It has always been the advice of Horsham District Council that uncontrolled (open) burning should not take place. This predates the current situation, and will continue to be so.
Having a bonfire is not prohibited, but it is controlled. There are good health based reasons why any materials, whether garden waste or not, should not be burnt even in largely rural areas, because of its contribution to diffuse air pollution. However, having a bonfire is not a statutory nuisance in itself; the nuisance is the emission (or likely emission) of smoke from a fire and how this affects another person’s enjoyment of their property.
Neither the number of nor absence of complaints, nor the distance from neighbours is relevant to the judgement of nuisance but may become relevant if proceedings were to follow.
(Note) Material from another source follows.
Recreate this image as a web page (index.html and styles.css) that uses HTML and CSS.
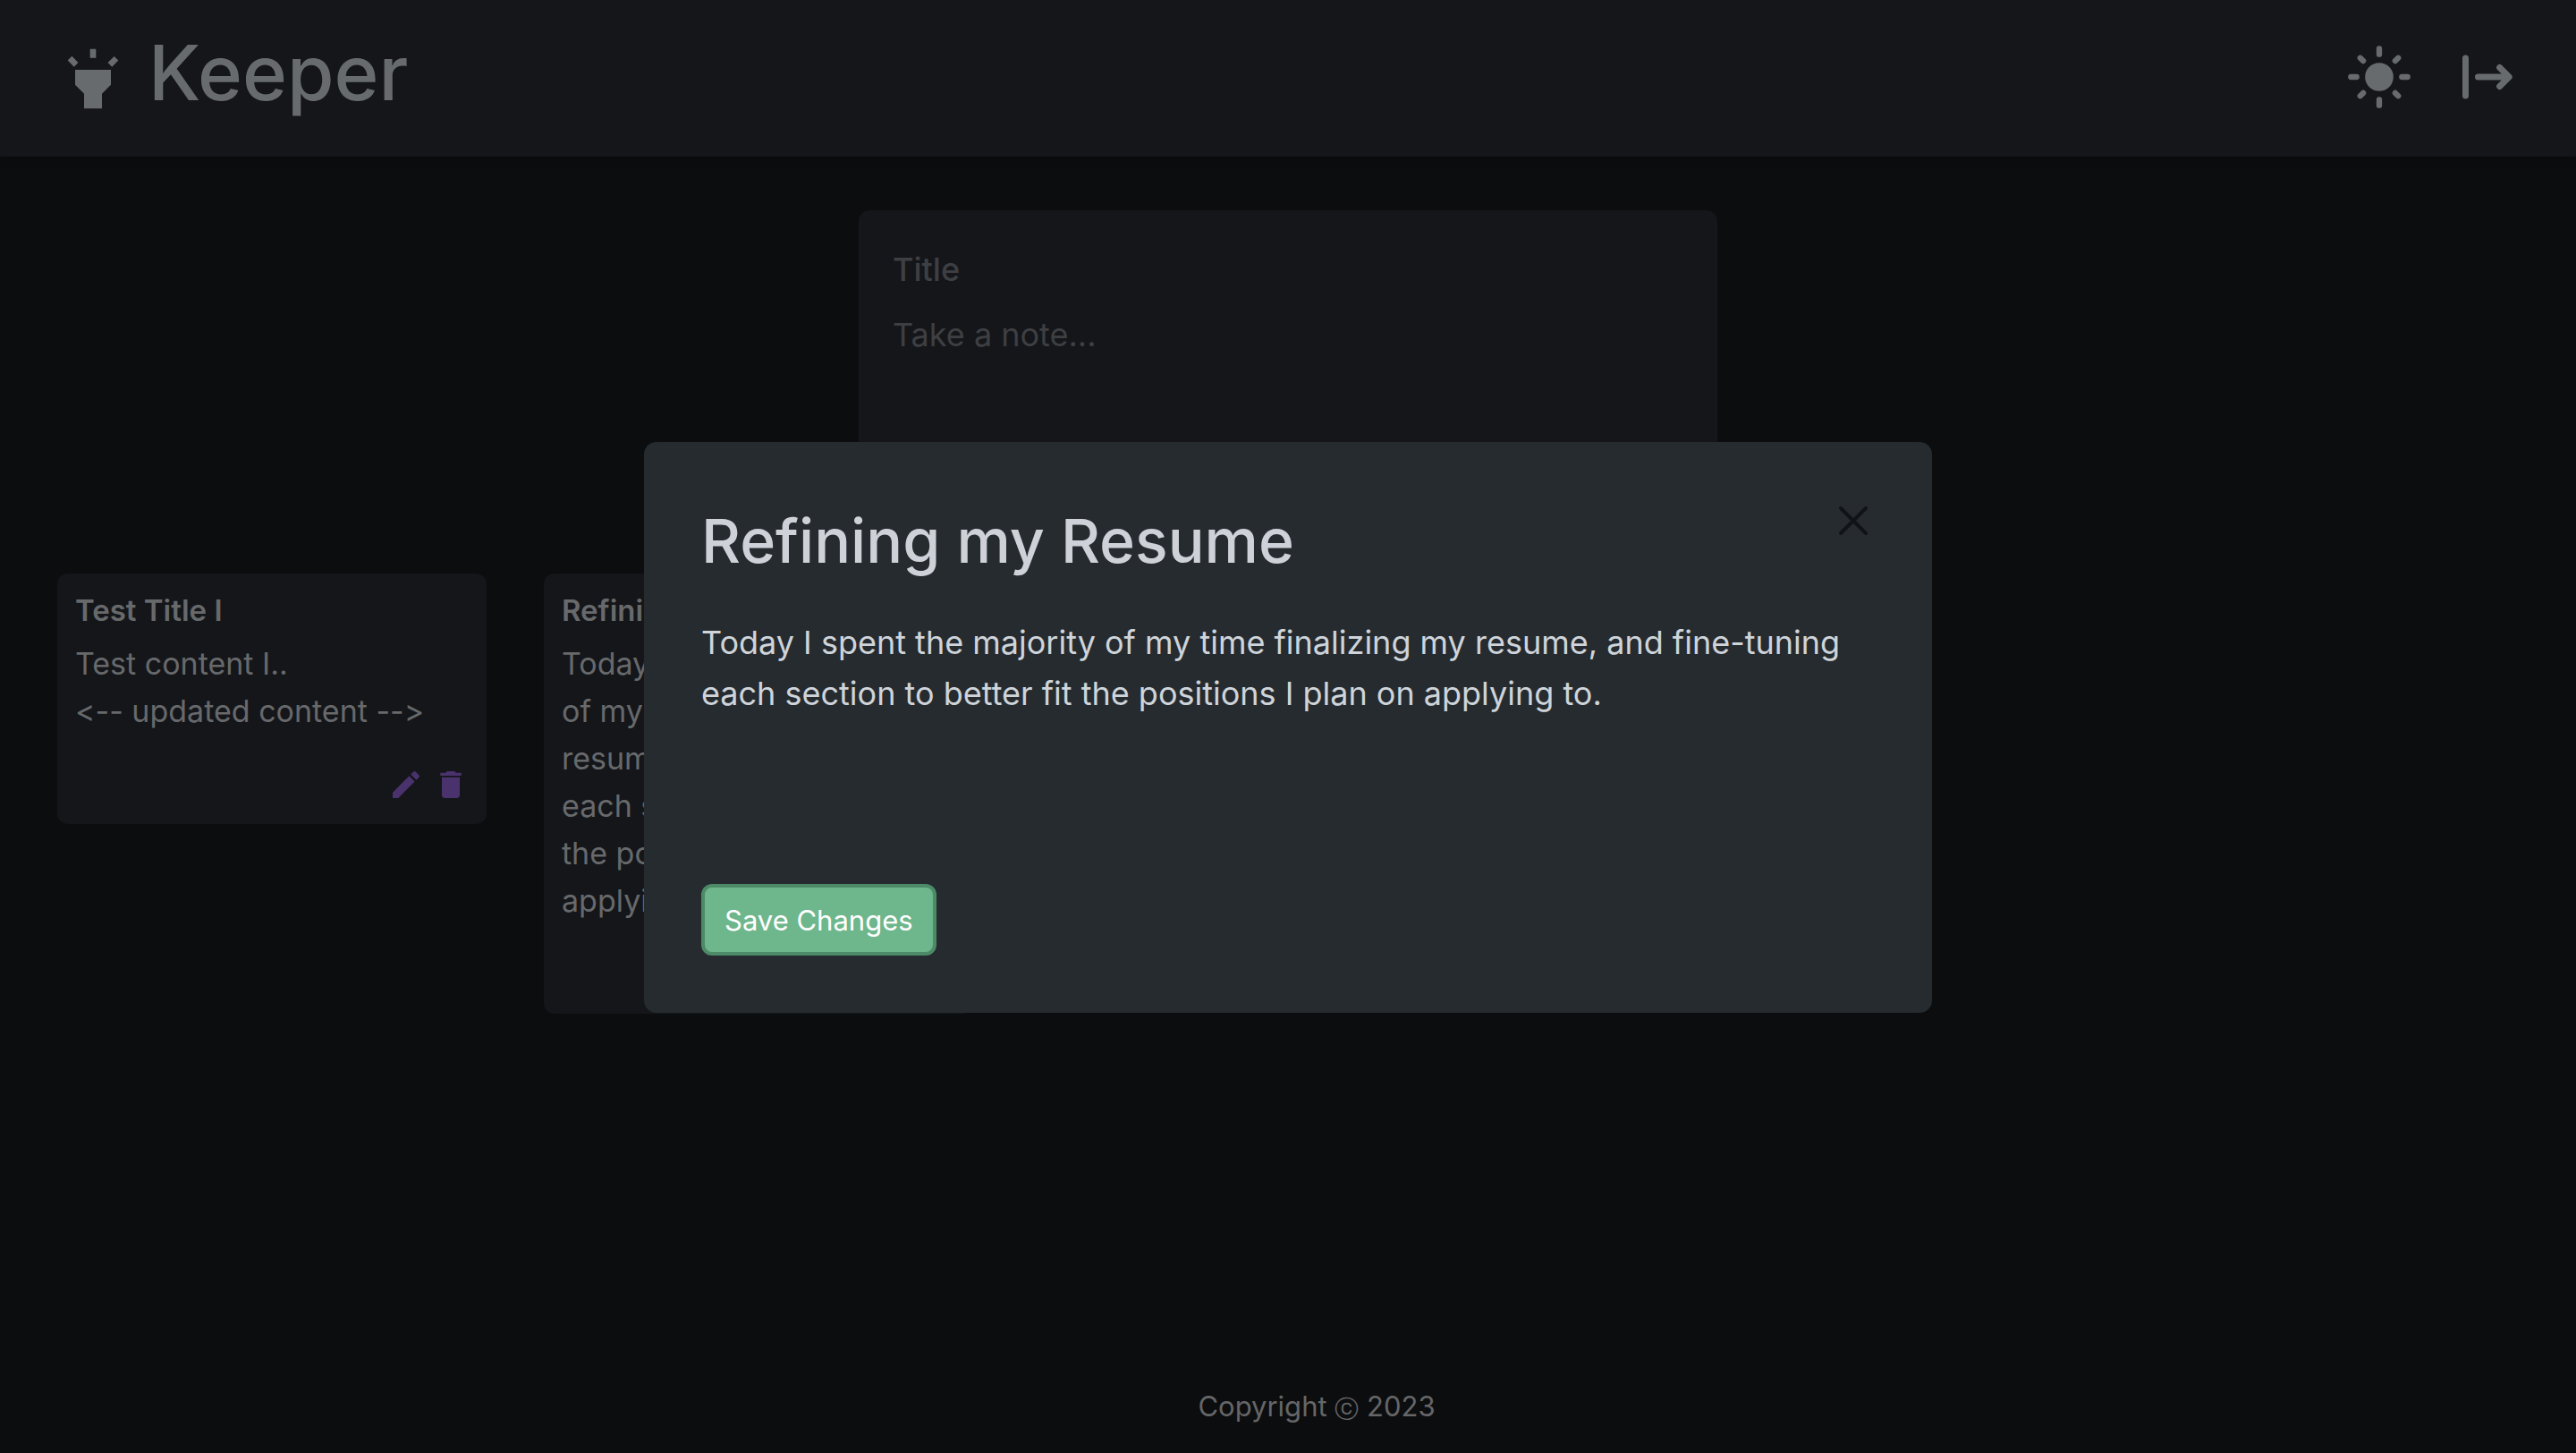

For cases where the fire has not yet been lit, there will be no complaints of smoke. However officers can still act if they are satisfied the scale and/or nature of materials to be burnt are likely to cause nuisance.
Garden waste, paper, or any other waste should not be burned, under any circumstances. Everyone should be mindful of their neighbours and fellow community members. The smoke and smells from bonfires can aggravate respiratory problems such as asthma and bronchitis and affect those with heart complaints and this is particularly an issue given that Coronavirus attacks the respiratory system.
The disposal of waste or other materials by burning is not the only way in which such items can be disposed of and these options should be exhausted before burning is considered. Garden waste can be composted or put into a garden waste bin for collection, alternatively keep it in a safe place until it can be taken to the tip or have it collected by a collection service. The Horsham District Council website and social media are updated regularly with kerbside collection information and general waste can continue to be put into the refuse bin.